Author | : Pieter Jan Kuijper,Jan Wouters,Frank Hoffmeister,Geert de Baere,Thomas Ramopoulos |
Publisher | : OUP Oxford |
Release Date | : 2013-09-05 |
ISBN 10 | : 0191505110 |
Pages | : 1168 pages |
The European Union has established itself as a significant international legal actor. Understanding the EU's actions on the international plane requires an understanding of its constantly evolving constitutional and legal framework. This book presents the law of EU external relations in a concise and accessible manner for students, practitioners, and academics in the field.

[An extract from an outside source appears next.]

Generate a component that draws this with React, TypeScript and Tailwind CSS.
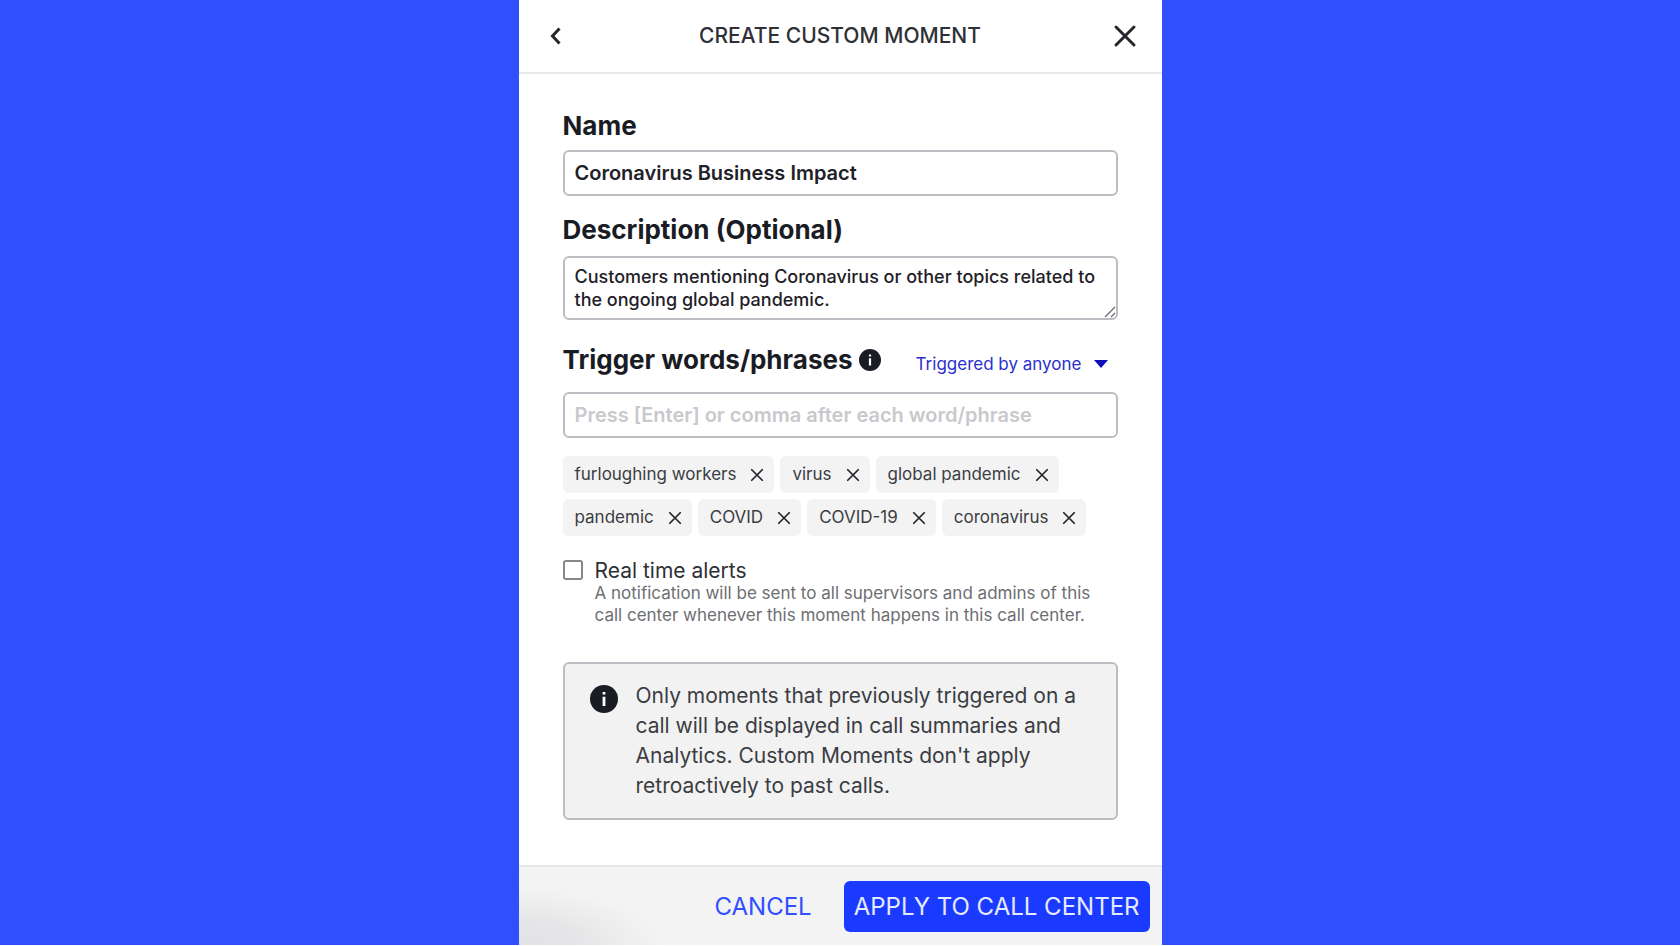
import React, { useState } from 'react';

const initialTriggers = [
  'furloughing workers',
  'virus',
  'global pandemic',
  'pandemic',
  'COVID',
  'COVID-19',
  'coronavirus',
];

export default function App() {
  const [name, setName] = useState('Coronavirus Business Impact');
  const [description, setDescription] = useState(
    'Customers mentioning Coronavirus or other topics related to the ongoing global pandemic.'
  );
  const [triggers, setTriggers] = useState<string[]>(initialTriggers);
  const [draft, setDraft] = useState('');
  const [alerts, setAlerts] = useState(false);

  const addTrigger = (e: React.KeyboardEvent<HTMLInputElement>) => {
    if (e.key !== 'Enter' && e.key !== ',') return;
    e.preventDefault();
    const value = draft.trim();
    if (value && !triggers.includes(value)) setTriggers([...triggers, value]);
    setDraft('');
  };

  return (
    <div className="flex min-h-screen flex-col bg-white pb-px font-['Inter',sans-serif]">
      <div className="flex flex-1 justify-center bg-[#304ffe]">
        <main className="flex w-full max-w-[643px] flex-col bg-white">
          <header className="flex items-center justify-between border-b-2 border-[#e8e8e8] px-6 py-4">
            <button type="button" aria-label="Back" className="flex size-10 items-center pl-1.5">
              <svg viewBox="0 0 12 18" className="h-[18px] w-3" fill="none" stroke="#24262c" strokeWidth="3">
                <path d="M10.5 1.5 3.5 9l7 7.5" />
              </svg>
            </button>
            <h1 className="text-[21px] leading-8 font-medium text-[#2e3036]">CREATE CUSTOM MOMENT</h1>
            <button type="button" aria-label="Close" className="flex size-10 items-center justify-end">
              <CloseIcon className="size-6" width={3} />
            </button>
          </header>

          <form className="flex-1 px-11 pt-9 pb-10" onSubmit={(e) => e.preventDefault()}>
            <label htmlFor="name" className="block text-[26px] leading-8 font-bold text-[#1a1c24]">Name</label>
            <input
              id="name"
              value={name}
              onChange={(e) => setName(e.target.value)}
              className="mt-2 block h-[46px] w-full rounded-md border-2 border-[#bcbcc2] px-2.5 text-xl font-semibold text-[#1f2128]"
            />

            <label htmlFor="description" className="mt-[18px] block text-[26px] leading-8 font-bold text-[#1a1c24]">
              Description (Optional)
            </label>
            <div className="relative mt-2.5">
              <textarea
                id="description"
                rows={2}
                value={description}
                onChange={(e) => setDescription(e.target.value)}
                className="block w-full resize-none overflow-hidden rounded-md border-2 border-[#bcbcc2] px-2.5 py-[7px] text-[18px] leading-[23px] font-medium text-[#1f2128]"
              />
              <svg viewBox="0 0 12 12" className="pointer-events-none absolute right-0.5 bottom-0.5 size-3" stroke="#66676c" strokeWidth="1.2">
                <path d="M1 11 11 1M7 11l4-4" />
              </svg>
            </div>

            <div className="mt-6 flex items-center justify-between">
              <div className="flex items-center gap-1.5">
                <label htmlFor="triggers" className="text-[26px] leading-8 font-bold text-[#1a1c24]">Trigger words/phrases</label>
                <InfoIcon className="size-[22px]" />
              </div>
              <div className="relative pt-2">
                <select
                  aria-label="Triggered by"
                  className="field-sizing-content appearance-none pr-9 text-[17px] leading-6 text-[#2a2fd0]"
                >
                  <option>Triggered by anyone</option>
                </select>
                <svg viewBox="0 0 14 8" className="pointer-events-none absolute right-2.5 bottom-2 h-2 w-3.5" fill="#0d0db8">
                  <path d="M0 0h14L7 8z" />
                </svg>
              </div>
            </div>
            <input
              id="triggers"
              value={draft}
              onChange={(e) => setDraft(e.target.value)}
              onKeyDown={addTrigger}
              placeholder="Press [Enter] or comma after each word/phrase"
              className="mt-4 block h-[46px] w-full rounded-md border-2 border-[#bcbcc2] px-2.5 text-xl font-semibold text-[#1f2128] placeholder:text-[#c8c9cc]"
            />

            <ul className="mt-[18px] flex flex-wrap gap-1.5">
              {triggers.map((t) => (
                <li key={t} className="flex h-[37px] items-center gap-3.5 rounded-md bg-[#f3f3f4] pr-2.5 pl-3 text-[17px] text-[#3b3d42]">
                  {t}
                  <button type="button" aria-label={`Remove ${t}`} onClick={() => setTriggers(triggers.filter((x) => x !== t))}>
                    <CloseIcon className="size-3.5" width={3} />
                  </button>
                </li>
              ))}
            </ul>

            <div className="mt-6 flex gap-3">
              <input
                id="alerts"
                type="checkbox"
                checked={alerts}
                onChange={(e) => setAlerts(e.target.checked)}
                className="size-5 shrink-0 appearance-none rounded-[3px] border-2 border-[#86878b] bg-white checked:bg-[#1a3aff]"
              />
              <div>
                <label htmlFor="alerts" className="block text-[21px] leading-[22px] text-[#2e3036]">Real time alerts</label>
                <p className="text-[17px] leading-[22px] text-[#6d6e72]">
                  A notification will be sent to all supervisors and admins of this call center whenever this moment happens in this call center.
                </p>
              </div>
            </div>

            <div className="mt-9 flex gap-[18px] rounded-md border-2 border-[#bcbcc2] bg-[#f2f2f2] px-[25px] py-[17px]">
              <InfoIcon className="mt-1 size-7 shrink-0" />
              <p className="text-[21px] leading-[30px] text-[#3b3d42]">
                Only moments that previously triggered on a call will be displayed in call summaries and Analytics. Custom Moments don't apply retroactively to past calls.
              </p>
            </div>
          </form>

          <footer className="flex items-center justify-end gap-5 border-t-2 border-[#e6e6e6] bg-[#f3f3f3] bg-[radial-gradient(ellipse_140px_56px_at_0%_100%,#e2e2e4,#e6e6e8_45%,#f3f3f3)] px-3 pt-3.5 pb-[13px]">
            <button type="button" className="px-3 text-2xl text-[#304ffe]">CANCEL</button>
            <button type="button" className="h-[51px] rounded-md bg-[#1a3aff] px-2.5 text-2xl text-[#e6eaff]">APPLY TO CALL CENTER</button>
          </footer>
        </main>
      </div>
    </div>
  );
}

function InfoIcon({ className }: { className: string }) {
  return (
    <svg viewBox="0 0 24 24" className={className} role="img" aria-label="Info">
      <circle cx="12" cy="12" r="12" fill="#1a1c24" />
      <path d="M10.8 6h2.4v2.2h-2.4zM10.8 10h2.4v8h-2.4z" fill="#fff" />
    </svg>
  );
}

function CloseIcon({ className, width }: { className: string, width: number }) {
  return (
    <svg viewBox="0 0 24 24" className={className} fill="none" stroke="#24262c" strokeWidth={width} strokeLinecap="round">
      <path d="M3 3l18 18M21 3 3 21" />
    </svg>
  );
}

It combines chapters on the general basis of the Union's external action and its relation to international law with chapters which further explore the law and practice of the EU in the specialized fields of external action such as the common commercial policy, development cooperation, cooperation with third countries, humanitarian aid, the enlargement and neighbourhood policies, the external environmental policy, and the common foreign and security policy, as well as a chapter specifically dedicated to EU sanctions and countermeasures. Carefully selected primary documents are accompanied with analytic commentary on the issues they raise and their significance for the overall structure of EU external relations law. The primary materials selected include many important legal documents that are hard to find elsewhere but give a vital insight into the operation of EU external relations law in practice.